Hello, Failure

Of all the enemies of literature, success is the most insidious

Monday, January 19, 2004

Failure of the Day: Misc, Weird

CNN just used Television’s “Prove It” as background music.

Peyton Manning is my personal enemy.

I am kind of susceptible to TV; maybe more than usual. I spent much of this weekend thinking that maybe we should move to Iowa. I would register as an independent and get positively drunk on political power every 4 years. And I could totally talk Chris into it on account of Captain Kirk being born there.

I watched the movie Amélie for the first time on Friday and it totally changed the kind of shoes I’ve been in the mood to wear.

Does anyone know of a way to make tea frothy?
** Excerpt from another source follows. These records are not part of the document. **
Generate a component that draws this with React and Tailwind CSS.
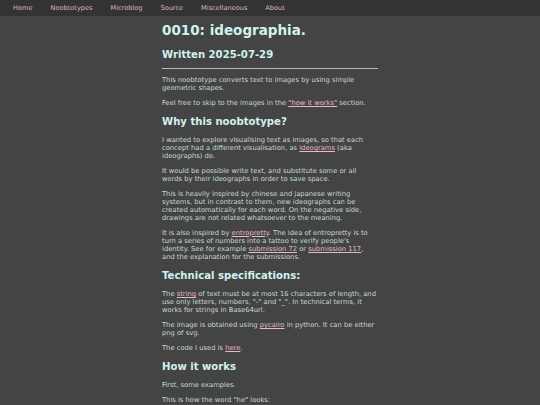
import React from 'react';

const nav = ['Home', 'Noobtotypes', 'Microblog', 'Source', 'Miscellaneous', 'About'];

function A({ children }) {
  return <a href="#" className="text-[#e6b8d2] underline">{children}</a>;
}

function H2({ children }) {
  return <h2 className="text-[10.1px] font-bold text-[#d2f2ee] mt-[9.5px] mb-[8px] leading-[1.2]">{children}</h2>;
}

function P({ children }) {
  return <p className="my-[6.75px]">{children}</p>;
}

export default function App() {
  return (
    <div className="min-h-[405px] bg-[#444444] font-['DejaVu_Sans',sans-serif] text-[6.75px] leading-[8px] text-[#c3dbd3]">
      {/* Top nav */}
      <nav className="h-[16px] bg-[#333333] flex items-center pl-[4px]">
        {nav.map(item => (
          <a key={item} href="#" className="px-[9px] text-[#d6b6c6] text-[6.6px]">{item}</a>
        ))}
      </nav>

      <main className="w-[216px] mx-auto pt-[6px] pb-[10px]">
        <h1 className="text-[13.5px] font-bold text-[#d2f2ee] leading-[1.2] mb-[11px]">0010: ideographia.</h1>
        <h2 className="text-[10.1px] font-bold text-[#d2f2ee] leading-[1.2] mb-[7px]">Written 2025-07-29</h2>
        <hr className="border-0 border-t border-[#b8b8b8] mb-[5px]" />

        <P>This noobtotype converts text to images by using simple geometric shapes.</P>
        <P>Feel free to skip to the images in the <A>"how it works"</A> section.</P>

        <H2>Why this noobtotype?</H2>
        <P>I wanted to explore visualising text as images, so that each concept had a different visualisation, as <A>ideograms</A> (aka ideographs) do.</P>
        <P>It would be possible write text, and substitute some or all words by their ideographs in order to save space.</P>
        <P>This is heavily inspired by chinese and japanese writing systems, but in contrast to them, new ideographs can be created automatically for each word. On the negative side, drawings are not related whatsoever to the meaning.</P>
        <P>It is also inspired by <A>entropretty</A>. The idea of entropretty is to turn a series of numbers into a tattoo to verify people's identity. See for example <A>submission 72</A> or <A>submission 117</A>, and the explanation for the submissions.</P>

        <H2>Technical specifications:</H2>
        <P>The <A>string</A> of text must be at most 16 characters of length, and use only letters, numbers, "-" and "_". In technical terms, it works for strings in Base64url.</P>
        <P>The image is obtained using <A>pycairo</A> in python. It can be either png of svg.</P>
        <P>The code I used is <A>here</A>.</P>

        <H2>How it works</H2>
        <P>First, some examples.</P>
        <P>This is how the word "he" looks:</P>
      </main>
    </div>
  );
}
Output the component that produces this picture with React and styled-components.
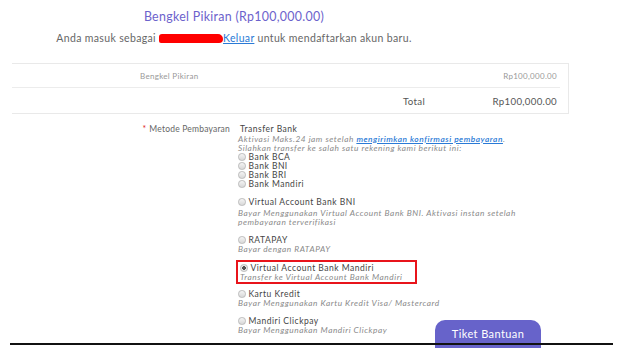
import React from "react";
import styled, { createGlobalStyle } from "styled-components";

const GlobalStyle = createGlobalStyle`
	body {
		margin: 0;
		background: #fff;
		font-family: "Lato", "Noto Sans", sans-serif;
		color: #555;
	}
`;

const Page = styled.div`
	position: relative;
	width: 642px;
	height: 348px;
	overflow: hidden;
`;

const Header = styled.div`
	width: 468px;
	padding-top: 8px;
	text-align: center;

	& h1 {
		margin: 0;
		font-size: 12.4px;
		line-height: 18px;
		font-weight: 400;
		color: #6c62cc;
		letter-spacing: 0.3px;
	}

	& p {
		margin: 5px 0 0;
		font-size: 10.5px;
		line-height: 14px;
		color: #666;
		letter-spacing: 0.35px;
	}
`;

const Redacted = styled.span`
	display: inline-block;
	width: 64px;
	height: 9px;
	vertical-align: -1px;
	background: #ff0000;
	border-radius: 3px 5px 4px 2px;
`;

const Link = styled.a`
	color: #2a7ad6;
	text-decoration: underline;
	font-weight: ${(p) => (p.$bold ? 600 : 400)};
`;

const Summary = styled.div`
	margin: 18px 0 0 12px;
	width: 556px;
	border: 1px solid #e9e9e9;
	border-left: none;
`;

const SummaryRow = styled.div`
	display: flex;
	align-items: center;
	height: ${(p) => p.$h}px;
	margin-right: 8px;
	padding-right: 3px;
	border-bottom: ${(p) => (p.$line ? "1px solid #ececec" : "none")};
	font-size: ${(p) => (p.$total ? 9.7 : 8)}px;
	color: ${(p) => (p.$total ? "#555" : "#999")};
	letter-spacing: 0.3px;

	& span:first-child {
		margin-left: ${(p) => p.$indent}px;
	}
	& span:last-child {
		margin-left: auto;
	}
`;

const Form = styled.div`
	display: grid;
	grid-template-columns: 230px 1fr;
	column-gap: 8px;
	margin-top: 10px;
	font-size: 8.5px;
	line-height: 9px;
	letter-spacing: 0.5px;
`;

const Label = styled.div`
	text-align: right;
	color: #666;
	line-height: 10px;
	letter-spacing: 0.2px;

	& b {
		color: #e02020;
		font-weight: 400;
		margin-right: 3px;
	}
`;

const Options = styled.div`
	display: flex;
	flex-direction: column;
	gap: 9px;
`;

const Option = styled.div`
	width: ${(p) => (p.$picked ? "175px" : "auto")};
	margin: ${(p) => (p.$picked ? "-3px 0 -3px -2px" : "0")};
	padding: ${(p) => (p.$picked ? "2px 0 0 2px" : "0")};
	border: ${(p) => (p.$picked ? "2px solid #e8141b" : "none")};
`;

const Title = styled.div`
	display: flex;
	align-items: center;
	gap: 3px;
	color: #444;
	line-height: ${(p) => (p.$plain ? 10 : 9)}px;
	padding-left: ${(p) => (p.$plain ? "2px" : "0")};
`;

const Desc = styled.div`
	font-style: italic;
	font-size: 8.3px;
	letter-spacing: 0.55px;
	color: #8a8a8a;
	margin-top: ${(p) => p.$top || 0}px;
	max-width: 300px;
`;

const Radio = styled.span`
	display: inline-block;
	box-sizing: border-box;
	width: 7.5px;
	height: 7.5px;
	border-radius: 50%;
	border: 1px solid #bbb;
	background: ${(p) =>
		p.$on
			? "radial-gradient(circle, #555 0 1.6px, #e6e6e6 2px)"
			: "linear-gradient(#f4f4f4, #d8d8d8)"};
`;

const HelpButton = styled.button`
	position: absolute;
	left: 435px;
	top: 320px;
	width: 106px;
	height: 30px;
	border: none;
	border-radius: 10px 10px 0 0;
	background: #6763ca;
	color: #fff;
	font-family: inherit;
	font-size: 11px;
	letter-spacing: 0.4px;
	padding-bottom: 4px;
`;

const BottomEdge = styled.div`
	position: absolute;
	left: 10px;
	top: 343px;
	width: 603px;
	height: 2px;
	background: #111;
`;

const Bank = ({ name }) => (
	<Title>
		<Radio />
		{name}
	</Title>
);

const Method = ({ name, desc, picked, top }) => (
	<Option $picked={picked}>
		<Title>
			<Radio $on={picked} />
			{name}
		</Title>
		<Desc $top={top}>{desc}</Desc>
	</Option>
);

export default function App() {
	return (
		<Page>
			<GlobalStyle />
			<Header>
				<h1>Bengkel Pikiran (Rp100,000.00)</h1>
				<p>
					Anda masuk sebagai <Redacted />
					<Link href="#">Keluar</Link> untuk mendaftarkan akun baru.
				</p>
			</Header>

			<Summary>
				<SummaryRow $h={23} $indent={128} $line>
					<span>Bengkel Pikiran</span>
					<span>Rp100,000.00</span>
				</SummaryRow>
				<SummaryRow $h={25} $indent={391} $total>
					<span>Total</span>
					<span>Rp100,000.00</span>
				</SummaryRow>
			</Summary>

			<Form>
				<Label>
					<b>*</b>Metode Pembayaran
				</Label>
				<Options>
					<div>
						<Title $plain>Transfer Bank</Title>
						<Desc $top={0.5}>
							Aktivasi Maks.24 jam setelah <Link href="#" $bold>mengirimkan konfirmasi pembayaran</Link>.
						</Desc>
						<Desc>Silahkan transfer ke salah satu rekening kami berikut ini:</Desc>
						<Bank name="Bank BCA" />
						<Bank name="Bank BNI" />
						<Bank name="Bank BRI" />
						<Bank name="Bank Mandiri" />
					</div>
					<Method
						name="Virtual Account Bank BNI"
						desc="Bayar Menggunakan Virtual Account Bank BNI. Aktivasi instan setelah pembayaran terverifikasi"
						top={2}
					/>
					<Method name="RATAPAY" desc="Bayar dengan RATAPAY" />
					<Method name="Virtual Account Bank Mandiri" desc="Transfer ke Virtual Account Bank Mandiri" picked />
					<Method name="Kartu Kredit" desc="Bayar Menggunakan Kartu Kredit Visa/ Mastercard" />
					<Method name="Mandiri Clickpay" desc="Bayar Menggunakan Mandiri Clickpay" />
				</Options>
			</Form>

			<HelpButton>Tiket Bantuan</HelpButton>
			<BottomEdge />
		</Page>
	);
}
I don’t like coffee but the froth of those fancy drinks really appeals to me.

My ongoing attempt to start drinking fails again: the bottle of liquor-in mudslide I bought tastes exactly like the ear infection medicine I had when I was 6.

A Tale of Two Johns Redux: I still think John Edwards is only angling for the VP slot despite the surprising finish. But I tell you what: Iowa’s looking better and better to me—a place that would give a guy the 2nd place ribbon for not a lot more than just unfailing courtesy is my kinda state.

I had a dream last night that I got all my hair cut off and it wound up looking like the black guy on CSI. It was NOT a good look for me. But like the recurring dream I have about all my teeth falling out, I know it is just a symbol representing my rapidly receding attractiveness. But as ever, my attractiveness is based largely if not solely in my hair. So dig it: My hair, in the dream, was a metaphor for my hair.